In some cases, property rights zealots are including provisions that echo Oregon’s damaging Proposition 37, passed in 2004, which requires governments to compensate for such regulation of private property as zoning, or else waive the regulation. The effect of this “regulatory takings” provision gives special rights to big landowners and developers, whose demands for compensation are too heavy to be met by local governments. The landowners thus have another avenue to challenge regulations that curb unmitigated growth. This provision (or full ballot measure) is moving in Arizona, California, Colorado, Idaho, Nevada, Montana and Washington.
65% Deception
Another simplistic policy gimmick being pushed nationally is the “65% Solution,” which would remove funding decisions from communities and mandate that 65% of all state education funding be spent “in the classroom.” Funded by Overstock.com entrepreneur Patrick Byrne, the front group behind the measure is called First Class Education. According to their website, “in the classroom” includes not just teacher salaries and classroom expenses, but football teams, field trips, and extra tuition for special needs students. Not included are building repairs, nurses, meals, security personnel, transportation, guidance counselors, or even library services.
65% is moving in states where TABOR is likely to qualify, in order to provide cover for legislators pushing draconian tax limitations to claim they still support education.

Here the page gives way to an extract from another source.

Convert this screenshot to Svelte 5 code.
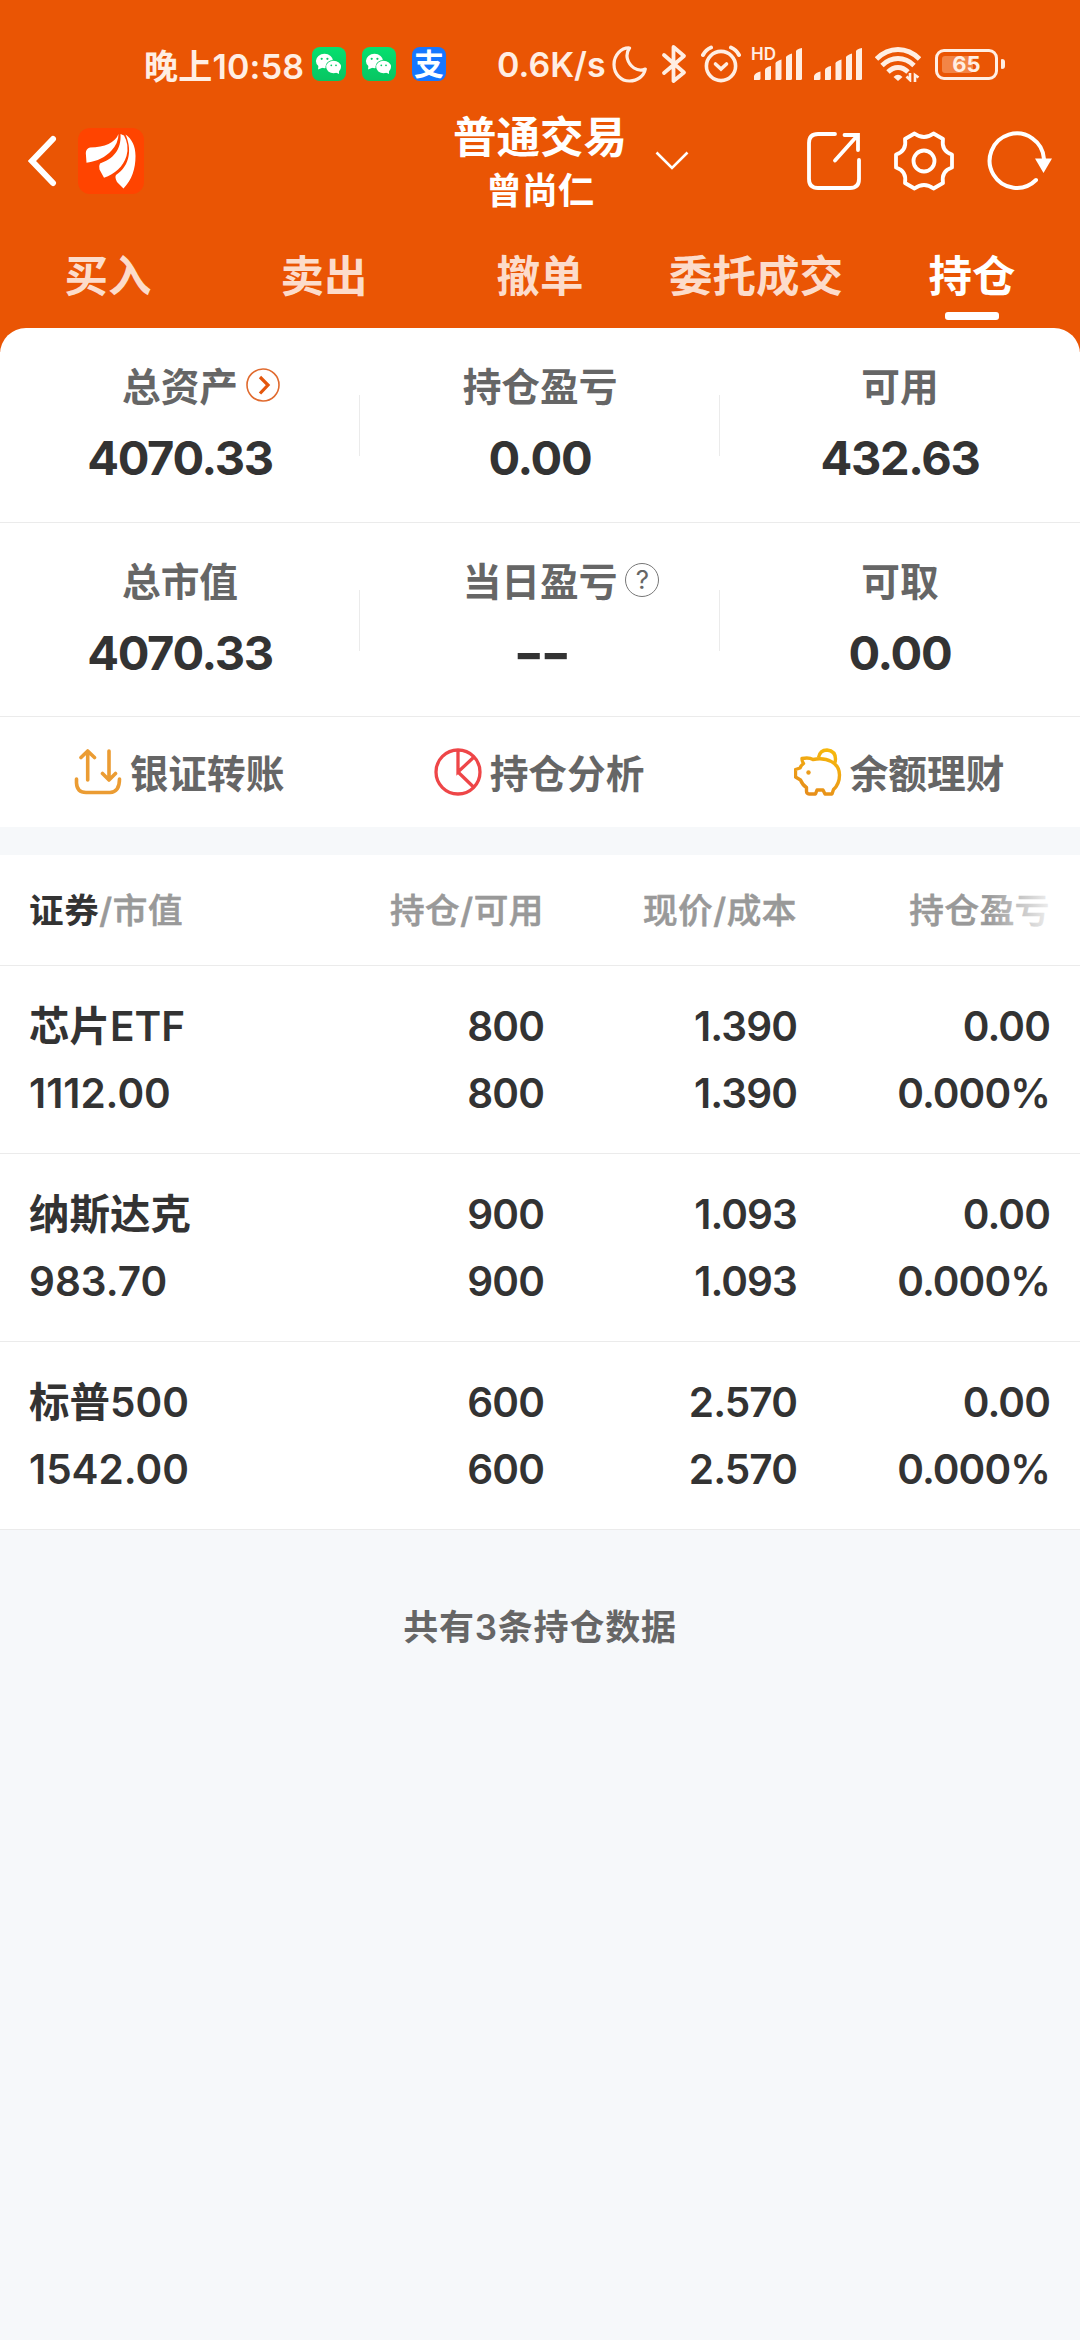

The measure is also designed to split the education unions between teachers and support staff and divert teacher union money away from funding competitive races. It is on the ballot in Colorado and petitions are circulating in Oklahoma and Oregon. A measure has been filed in Arizona. Activists are mulling a campaign in Ohio, but as yet have not filed a ballot measure. The Florida legislature is very likely to refer it to the ballot (with an amendment that links revisions in class size with the 65% mandate). It’s also being used in Republican gubernatorial primaries in Illinois, Iowa, Oklahoma, and Ohio.